Bir süre önce bizim Merkez Bankası da finansal istikrar terimini telaffuz etmeye başladı. Açıkça “finansal istikrar” kavramının tanımı yapılmadı. Ama, çeşitli açıklamalardan finansal istikrarın, cari işlemler açığının milli gelire oranını kabul edilebilir makul bir düzeyde (risk yaratmayacak bir düzeyde) tutmak olduğu anlaşılıyor. Cari işlemler açığının milli gelire oranı ile kredi büyümesi arasında nereden geldiği çok açık olmayan istatistiksel bir ilişkiye dayanarak, finansal istikrar, daha açık bir dille, kredi büyümesinin yıllık yüzde 15 olması olarak tanımlanıyor. Buradan yola çıkarak finansal istikrarı sağlamanın ve korumanın bekçisi olarak Merkez Bankası kendini görüyor.
Finansal istikrarı finans kesiminin kendinden beklenen işlevi kesintisiz ve sorunsuz görmesi olarak tanımlarsak, varlık fiyatlarının şişmesi ya da cari işlemler açığının yarattığı riskleri finansal istikrara birer tehdit olarak görebiliriz. Ama, finansal istikrar bu unsurlar olmadan da bozulabilir ya da tehdit altında olabilir.

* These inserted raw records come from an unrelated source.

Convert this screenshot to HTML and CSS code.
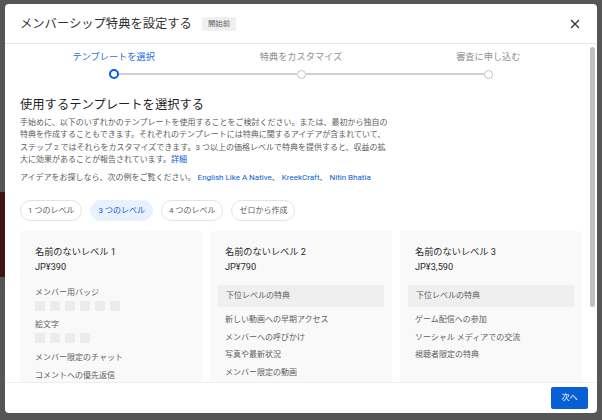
FILE: index.html
```html
<!DOCTYPE html>
<html lang="ja">
<head>
<meta charset="utf-8">
<title>メンバーシップ特典を設定する</title>
<link rel="stylesheet" href="styles.css">
</head>
<body>
<div class="dialog">
  <header class="dlg-header">
    <h1 class="dlg-title">メンバーシップ特典を設定する</h1>
    <span class="badge">開始前</span>
    <button class="close" aria-label="閉じる">
      <svg viewBox="0 0 10 10" width="10" height="10"><path d="M1 1L9 9M9 1L1 9" stroke="#333" stroke-width="1.3" fill="none"/></svg>
    </button>
  </header>

  <main class="dlg-body">
    <ol class="stepper">
      <li class="step active">
        <span class="step-label">テンプレートを選択</span>
        <span class="step-track"><i class="seg hidden"></i><b class="dot"></b><i class="seg"></i></span>
      </li>
      <li class="step">
        <span class="step-label">特典をカスタマイズ</span>
        <span class="step-track"><i class="seg"></i><b class="dot"></b><i class="seg"></i></span>
      </li>
      <li class="step">
        <span class="step-label">審査に申し込む</span>
        <span class="step-track"><i class="seg"></i><b class="dot"></b><i class="seg hidden"></i></span>
      </li>
    </ol>

    <h2 class="section-title">使用するテンプレートを選択する</h2>
    <p class="desc">手始めに、以下のいずれかのテンプレートを使用することをご検討ください。または、最初から独自の<br>特典を作成することもできます。それぞれのテンプレートには特典に関するアイデアが含まれていて、<br>ステップ 2 ではそれらをカスタマイズできます。3 つ以上の価格レベルで特典を提供すると、収益の拡<br>大に効果があることが報告されています。<a class="link" href="#">詳細</a></p>
    <p class="ideas">アイデアをお探しなら、次の例をご覧ください。 <a class="link" href="#">English Like A Native</a>、 <a class="link" href="#">KreekCraft</a>、 <a class="link" href="#">Nitin Bhatia</a></p>

    <div class="chips">
      <button class="chip">1 つのレベル</button>
      <button class="chip selected">3 つのレベル</button>
      <button class="chip">4 つのレベル</button>
      <button class="chip">ゼロから作成</button>
    </div>

    <div class="cards">
      <section class="card">
        <h3 class="card-title">名前のないレベル 1</h3>
        <div class="price">JP¥390</div>
        <div class="perk-label">メンバー用バッジ</div>
        <div class="swatches"><i></i><i></i><i></i><i></i><i></i><i></i></div>
        <div class="perk-label second">絵文字</div>
        <div class="swatches"><i></i><i></i><i></i><i></i></div>
        <ul class="perks first-card">
          <li>メンバー限定のチャット</li>
          <li>コメントへの優先返信</li>
        </ul>
      </section>
      <section class="card">
        <h3 class="card-title">名前のないレベル 2</h3>
        <div class="price">JP¥790</div>
        <div class="tier-box">下位レベルの特典</div>
        <ul class="perks">
          <li>新しい動画への早期アクセス</li>
          <li>メンバーへの呼びかけ</li>
          <li>写真や最新状況</li>
          <li>メンバー限定の動画</li>
        </ul>
      </section>
      <section class="card">
        <h3 class="card-title">名前のないレベル 3</h3>
        <div class="price">JP¥3,590</div>
        <div class="tier-box">下位レベルの特典</div>
        <ul class="perks">
          <li>ゲーム配信への参加</li>
          <li>ソーシャル メディアでの交流</li>
          <li>視聴者限定の特典</li>
        </ul>
      </section>
    </div>
  </main>

  <footer class="dlg-footer">
    <button class="next">次へ</button>
  </footer>

  <div class="scrollbar"></div>
</div>
</body>
</html>
```

FILE: styles.css
```css
* { box-sizing: border-box; }

html, body { height: 420px; }

body {
  margin: 0;
  overflow: hidden;
  font-family: Roboto, "Noto Sans CJK JP", sans-serif;
  background:
    linear-gradient(#3e1515, #3e1515) 0 192px / 5px 85px no-repeat,
    #565656;
}

.dialog {
  position: relative;
  margin: 4px 5px 0;
  width: 592px;
  height: 409px;
  background: #fff;
  border-radius: 4px;
  display: flex;
  flex-direction: column;
  overflow: hidden;
}

/* header */
.dlg-header {
  flex: none;
  height: 40px;
  display: flex;
  align-items: center;
  padding: 0 17px 0 15px;
  border-bottom: 1px solid #e6e6e6;
}
.dlg-title {
  margin: 0;
  font-size: 12.3px;
  line-height: 16px;
  font-weight: 400;
  color: #333;
}
.badge {
  margin-left: 10px;
  padding: 0 6px;
  background: #f0f0f0;
  color: #606060;
  font-size: 7.4px;
  line-height: 14px;
  border-radius: 2px;
}
.close {
  margin-left: auto;
  padding: 0;
  border: 0;
  background: none;
  width: 10px;
  height: 10px;
  display: block;
}
.close svg { display: block; }

/* body */
.dlg-body {
  flex: 1;
  overflow: hidden;
  padding: 0 15px;
}

.stepper {
  list-style: none;
  margin: 7px 0 0;
  padding: 0;
  display: grid;
  grid-template-columns: repeat(3, 1fr);
}
.step {
  display: flex;
  flex-direction: column;
  text-align: center;
}
.step-label {
  font-size: 9.2px;
  line-height: 12px;
  color: #909090;
}
.step.active .step-label { color: #1f6fd8; }
.step-track {
  display: flex;
  align-items: center;
  height: 10px;
  margin-top: 6px;
}
.seg {
  flex: 1;
  height: 1.5px;
  background: #d0d0d0;
}
.seg.hidden { background: transparent; }
.dot {
  flex: none;
  width: 9px;
  height: 9px;
  border-radius: 50%;
  border: 1.5px solid #c4c4c4;
  background: #fff;
}
.step.active .dot {
  width: 10px;
  height: 10px;
  border: 2.2px solid #065fd4;
}

.section-title {
  margin: 18px 0 0;
  font-size: 12.3px;
  line-height: 16px;
  font-weight: 400;
  color: #1f1f1f;
}
.desc {
  margin: 4px 0 0;
  font-size: 8px;
  line-height: 12.4px;
  color: #606060;
}
.ideas {
  margin: 5px 0 0;
  font-size: 8px;
  line-height: 12.4px;
  color: #606060;
}
.link {
  color: #065fd4;
  text-decoration: none;
}

.chips {
  display: flex;
  gap: 8px;
  margin-top: 16px;
}
.chip {
  font-family: inherit;
  font-size: 8px;
  line-height: 19px;
  height: 21px;
  padding: 0 7px;
  border: 1px solid #e3e3e3;
  border-radius: 11px;
  background: #fff;
  color: #606060;
}
.chip.selected {
  background: #e8f1fd;
  border-color: #e8f1fd;
  color: #065fd4;
}

.cards {
  display: grid;
  grid-template-columns: repeat(3, 1fr);
  gap: 8px;
  margin-top: 10px;
}
.card {
  background: #f9f9f9;
  border-radius: 4px;
  padding: 14px 15px 15px;
}
.card-title {
  margin: 0;
  font-size: 9.2px;
  line-height: 14px;
  font-weight: 400;
  color: #282828;
}
.price {
  margin-top: 1px;
  font-size: 9.2px;
  line-height: 14px;
  color: #282828;
}
.perk-label {
  margin-top: 13px;
  font-size: 8px;
  line-height: 12px;
  color: #606060;
}
.perk-label.second { margin-top: 8px; }
.swatches {
  display: flex;
  gap: 5px;
  margin-top: 2px;
}
.swatches i {
  width: 10px;
  height: 10px;
  background: #ececec;
  border-radius: 1px;
}
.tier-box {
  margin: 11px -7px 0;
  padding: 0 8px;
  background: #efefef;
  border-radius: 3px;
  font-size: 8px;
  line-height: 22px;
  color: #606060;
}
.perks {
  list-style: none;
  margin: 7px 0 0;
  padding: 0;
  display: flex;
  flex-direction: column;
  gap: 5.5px;
}
.perks.first-card { margin-top: 9px; }
.perks li {
  font-size: 8px;
  line-height: 12px;
  color: #606060;
}

/* footer */
.dlg-footer {
  flex: none;
  height: 31px;
  border-top: 1px solid #eeeeee;
  display: flex;
  justify-content: flex-end;
  align-items: center;
  padding: 0 9px;
}
.next {
  font-family: inherit;
  font-size: 8px;
  line-height: 22px;
  height: 22px;
  padding: 0 10.5px;
  border: 0;
  border-radius: 2px;
  background: #065fd4;
  color: #fff;
}

.scrollbar {
  position: absolute;
  left: 585px;
  top: 43px;
  width: 5px;
  height: 260px;
  border-radius: 2.5px;
  background: #c1c1c1;
}
```
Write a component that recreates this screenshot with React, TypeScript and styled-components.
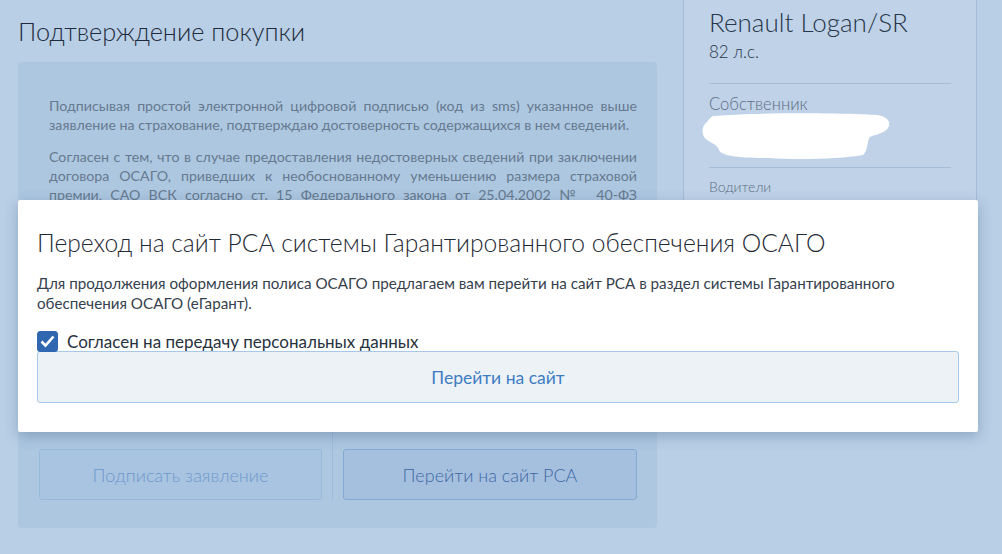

Örneğin, Avrupa’da ne cari işlemler açığı riski söz konusu ne de varlık fiyatlarının şişmesi. Ama, Avrupa’da çok ciddi bir finansal istikrarsızlık yaşanıyor. Para politikasının etkin olmamasının en önemli nedeni de finansal istikrarsızlık.

SAPLA SAMAN KARIŞTIRILMAMALI
“Finansal istikrar olmadan fiyat istikrarı sağlanamaz ve korunamaz” cümlesinden yola çıkarak finansal istikrarın bekçiliğine merkez bankalarının soyunması doğru bir yaklaşım olarak görünmüyor. Bu yaklaşım çok büyük bir risk taşıyor. Finansal istikrar adına fiyat istikrarından ödün verme olasılığını artırıyor. Daha doğru bir yaklaşım finansal istikrarı tehdit eden unsurlarla finansal sistemin gözetim ve denetiminden sorumlu kuruluşların uğraşması. Bu sorumluluğun merkez bankalarına verilmesi de bu açıdan yanlış.
Geçenlerde Amerika Merkez Bankası Başkanı Janet Yellen de aynı konuya vurgu yaptı. Finansal istikrarı korumaya yönelik makro ihtiyati önlemler gözetim kuruluşlarının görevi. Bu kuruluşlar bu görevi makro dengeleri değiştirmek için değil, finansal istikrarı korumaya yönelik yaparlar. Makro dengeleri oluşturmaya yönelik politikalar para ve maliye politikalarıdır, makro ihtiyati önlemler değil. Aksi takdirde sapla samanı karıştırmış oluruz.